News: European Commission crushes expectations on regulation of EDCs
Published 15 Jun 2016
Today the European Commission produced a proposal that will fail to protect EU citizens from exposure to endocrine disrupting chemicals (EDCs) linked to breast cancer.
The Commission’s proposed criteria for identifying EDCs are based on the World Health Organisation (WHO) definition of an EDC, without any reference to potency: “exogenous compounds or mixtures that alter function(s) of the endocrine system and consequently cause adverse effects in an intact organism, or its progeny, or (sub)populations”. This definition is used by the majority of scientists and we support its adoption as part of EDC criteria - so far, so good.
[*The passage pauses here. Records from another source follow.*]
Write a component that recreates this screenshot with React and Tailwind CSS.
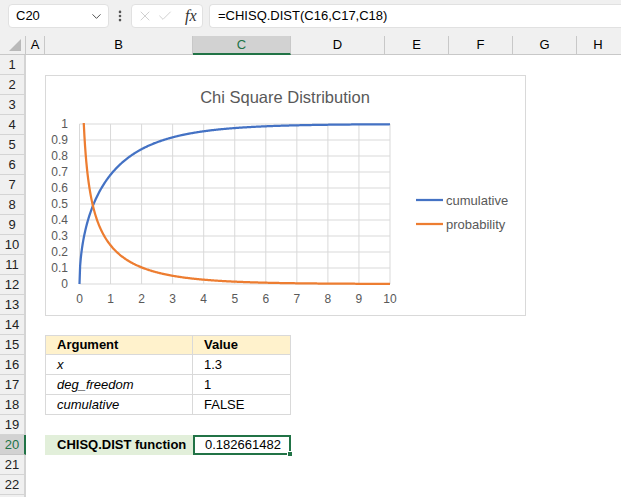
import { ChevronDown, X, Check, EllipsisVertical } from 'lucide-react';

const FONT = { fontFamily: '"Liberation Sans", Arial, sans-serif' };

// column widths after the row header: A, B, C, D, E, F, G, H
const COLS = [
    { id: 'A', w: 'w-[19px]' },
    { id: 'B', w: 'w-[148px]' },
    { id: 'C', w: 'w-[98px]' },
    { id: 'D', w: 'w-[94px]' },
    { id: 'E', w: 'w-[64px]' },
    { id: 'F', w: 'w-[64px]' },
    { id: 'G', w: 'w-[64px]' },
];

function erf(x) {
    const t = 1 / (1 + 0.3275911 * x);
    const y = 1 - (((((1.061405429 * t - 1.453152027) * t) + 1.421413741) * t - 0.284496736) * t + 0.254829592) * t * Math.exp(-x * x);
    return y;
}
const cdf = (x) => erf(Math.sqrt(x / 2));
const pdf = (x) => Math.exp(-x / 2) / Math.sqrt(2 * Math.PI * x);

const X0 = 33.5;
const XS = 31.05;
const Y0 = 208;
const YS = 160;

function makePath(fn, start) {
    const pts = [];
    for (let x = start; x <= 10.0001; x += 0.02) {
        pts.push(`${(X0 + x * XS).toFixed(2)},${(Y0 - fn(x) * YS).toFixed(2)}`);
    }
    return 'M' + pts.join(' L');
}

function Chart() {
    const xs = Array.from({ length: 11 }, (_, i) => i);
    return (
        <div className="absolute left-[45px] top-[20px] h-[241px] w-[481px] border border-[#d9d9d9] bg-white">
            <svg width="479" height="239" style={FONT}>
                <defs>
                    <clipPath id="plot">
                        <rect x={X0 - 3} y={Y0 - YS - 1} width={10 * XS + 6} height={YS + 4} />
                    </clipPath>
                </defs>
                <text x="239" y="27" textAnchor="middle" fontSize="16.5" fill="#595959">Chi Square Distribution</text>
                {xs.map((i) => (
                    <line key={'v' + i} x1={X0 + i * XS} x2={X0 + i * XS} y1={Y0 - YS} y2={Y0} stroke="#d9d9d9" strokeWidth="1" />
                ))}
                {xs.map((j) => (
                    <line key={'h' + j} x1={X0} x2={X0 + 10 * XS} y1={Y0 - j * 16} y2={Y0 - j * 16} stroke="#d9d9d9" strokeWidth="1" />
                ))}
                {xs.map((j) => (
                    <text key={'yl' + j} x="22" y={Y0 - j * 16 + 4} textAnchor="end" fontSize="12" fill="#595959">
                        {j === 0 ? '0' : j === 10 ? '1' : `0.${j}`}
                    </text>
                ))}
                {xs.map((i) => (
                    <text key={'xl' + i} x={X0 + i * XS} y="227" textAnchor="middle" fontSize="12" fill="#595959">{i}</text>
                ))}
                <g clipPath="url(#plot)" fill="none" strokeWidth="2.25" strokeLinejoin="round">
                    <path d={makePath(cdf, 0)} stroke="#4472c4" />
                    <path d={makePath(pdf, 0.1)} stroke="#ed7d31" />
                </g>
                <line x1="370" x2="397" y1="124" y2="124" stroke="#4472c4" strokeWidth="2.25" />
                <text x="400" y="128.5" fontSize="13" fill="#595959">cumulative</text>
                <line x1="370" x2="397" y1="148" y2="148" stroke="#ed7d31" strokeWidth="2.25" />
                <text x="400" y="152.5" fontSize="13" fill="#595959">probability</text>
            </svg>
        </div>
    );
}

const CELLS = {
    15: { b: 'Argument', c: 'Value', kind: 'head' },
    16: { b: 'x', c: '1.3', kind: 'arg' },
    17: { b: 'deg_freedom', c: '1', kind: 'arg' },
    18: { b: 'cumulative', c: 'FALSE', kind: 'arg', last: true },
    20: { b: 'CHISQ.DIST function', c: '0.182661482', kind: 'result' },
};

function Row({ n }) {
    const cell = CELLS[n];
    const active = n === 20;
    let bCell = <div className="w-[148px] shrink-0" />;
    let cCell = <div className="w-[98px] shrink-0" />;
    if (cell && cell.kind !== 'result') {
        const bg = cell.kind === 'head' ? 'bg-[#fff2cc] font-bold' : 'bg-white';
        const top = cell.kind === 'head' ? 'border-t' : '';
        bCell = (
            <div className={`flex w-[148px] shrink-0 items-center border-b border-l border-r border-[#d9d9d9] pl-[11px] ${top} ${bg} ${cell.kind === 'arg' ? 'italic' : ''}`}>
                {cell.b}
            </div>
        );
        cCell = (
            <div className={`flex w-[98px] shrink-0 items-center border-b border-r border-[#d9d9d9] pl-[11px] ${top} ${bg}`}>
                {cell.c}
            </div>
        );
    }
    if (cell && cell.kind === 'result') {
        bCell = (
            <div className="flex w-[148px] shrink-0 items-center bg-[#e2efda] pl-[12px] font-bold">{cell.b}</div>
        );
        cCell = (
            <div className="relative flex w-[98px] shrink-0 items-center border-2 border-[#217346] pl-[10px]">
                {cell.c}
                <div className="absolute -bottom-[4px] -right-[4px] h-[6px] w-[6px] border border-white bg-[#217346]" />
            </div>
        );
    }
    return (
        <div className="flex h-[20px] text-[13px] text-black">
            <div
                className={`flex w-[26px] shrink-0 items-center justify-center border-b border-r-2 text-[13px] ${
                    active ? 'border-b-[#c6c6c6] border-r-[#217346] bg-[#d2d2d2] text-[#217346]' : 'border-b-[#d4d4d4] border-r-[#d4d4d4] bg-[#f0f0f0] text-[#222]'
                }`}
            >
                {n <= 22 ? n : ''}
            </div>
            <div className="w-[19px] shrink-0" />
            {bCell}
            {cCell}
            <div className="flex-1" />
        </div>
    );
}

export default function App() {
    const rows = Array.from({ length: 23 }, (_, i) => i + 1);
    return (
        <div className="h-[497px] w-[621px] overflow-hidden bg-white" style={FONT}>
            {/* formula bar */}
            <div className="flex h-[36px] items-start gap-0 bg-[#f0f0f0] pt-[4px] text-[13px] text-black">
                <div className="ml-[8px] flex h-[24px] w-[101px] items-center justify-between rounded-[4px] border border-[#e1e1e1] bg-white pl-[7px] pr-[4px]">
                    <span>C20</span>
                    <ChevronDown size={15} strokeWidth={1.5} className="text-[#444]" />
                </div>
                <div className="flex h-[24px] w-[22px] items-center justify-center">
                    <EllipsisVertical size={14} strokeWidth={2.5} className="text-[#555]" />
                </div>
                <div className="flex h-[24px] w-[72px] items-center gap-[4px] rounded-[4px] border border-[#e1e1e1] bg-white pl-[5px]">
                    <X size={16} strokeWidth={1} className="text-[#b8b8b8]" />
                    <Check size={16} strokeWidth={1} className="text-[#b8b8b8]" />
                    <span className="ml-[8px] text-[16px] italic text-[#333]" style={{ fontFamily: '"Liberation Serif", serif' }}>fx</span>
                </div>
                <div className="ml-[6px] flex h-[24px] flex-1 items-center rounded-l-[4px] border border-r-0 border-[#e1e1e1] bg-white pl-[8px]">
                    =CHISQ.DIST(C16,C17,C18)
                </div>
            </div>
            {/* column headers */}
            <div className="flex h-[19px] bg-[#f0f0f0] text-[13px] text-black">
                <div className="relative w-[26px] shrink-0 border-b border-r border-[#c8c8c8]">
                    <div className="absolute bottom-[3px] right-[4px] h-0 w-0 border-b-[12px] border-l-[12px] border-b-[#b9b9b9] border-l-transparent" />
                </div>
                {COLS.map((c) => (
                    <div
                        key={c.id}
                        className={`flex ${c.w} shrink-0 items-center justify-center border-r ${
                            c.id === 'C' ? 'border-b-2 border-b-[#217346] border-r-[#c8c8c8] bg-[#d2d2d2] text-[#217346]' : 'border-b border-b-[#c8c8c8] border-r-[#c8c8c8]'
                        }`}
                    >
                        {c.id}
                    </div>
                ))}
                <div className="flex flex-1 items-center justify-center border-b border-[#c8c8c8] pr-[2px]">H</div>
            </div>
            {/* grid */}
            <div className="relative">
                {rows.map((n) => (
                    <Row key={n} n={n} />
                ))}
                <Chart />
            </div>
        </div>
    );
}
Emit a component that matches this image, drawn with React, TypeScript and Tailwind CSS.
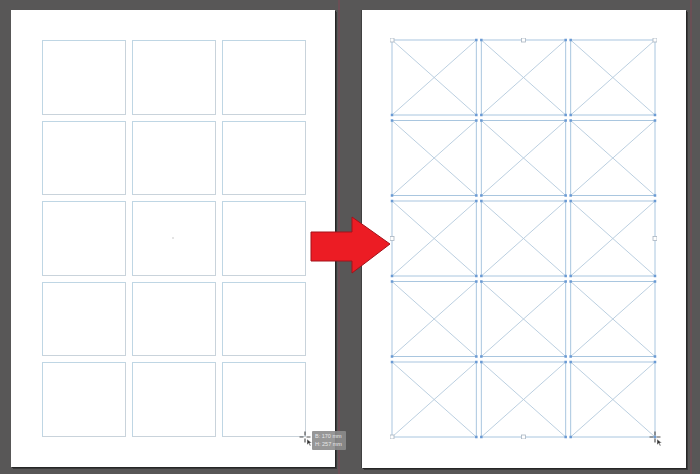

However, the Commission has adopted only part of the WHO definition by stating that substances must be shown to have an adverse effect on human health. This means that a chemical which is known to have an adverse effect on wildlife, but for which research has not yet been undertaken to show its impact on humans, will slip through regulations. The burden of proof should be on industry to show that the chemicals they use are safe.
The proposed criteria also neglect the additional WHO definition for “potential endocrine disruptors”. Using only the definition for confirmed EDCs does not reflect the state of the science and would exclude all substances that need to be further investigated to determine whether they are EDCs or not.
The world’s leading scientific report on the State of the Science of EDCs 2012, published by the World Health Organisation and United Nations Environment Programme, highlights the global threat to human health and ecosystems from exposure to endocrine disrupting chemicals. Therefore, we need to be able to distinguish between scientifically verified and potential endocrine disrupting chemicals and monitor these until more evidence can establish their true status.
European regulations on pesticides and biocides require the European Commission to establish scientific EDC criteria, which will also likely be applied to cosmetics and industrial chemicals regulations. EDCs are thought to be linked to numerous health problems, including an increased risk of breast cancer, and we are exposed to many known or suspected EDCs every day. Defining criteria for identifying them is the first step to ensuring EDCs are properly regulated and removed from products.
Despite the hard work and dedication of campaigners across the EU, today’s decision represents a missed opportunity to establish the best regulatory system for reducing our exposures to hormone disrupting chemicals, and helping prevent breast cancer and other hormone-related illnesses.
The draft criteria must now be agreed by the European Council and the European Parliament. We will be campaigning for them to respect the precautionary principle and put the health of EU citizens first by rejecting the proposed criteria as it stands.
 UNEP and WHO (2013): State of the science of endocrine disrupting chemicals 2012 (editors: A. Bergman, J.J. Heindel, S. Jobling, K.A. Kidd and R.T. Zoeller).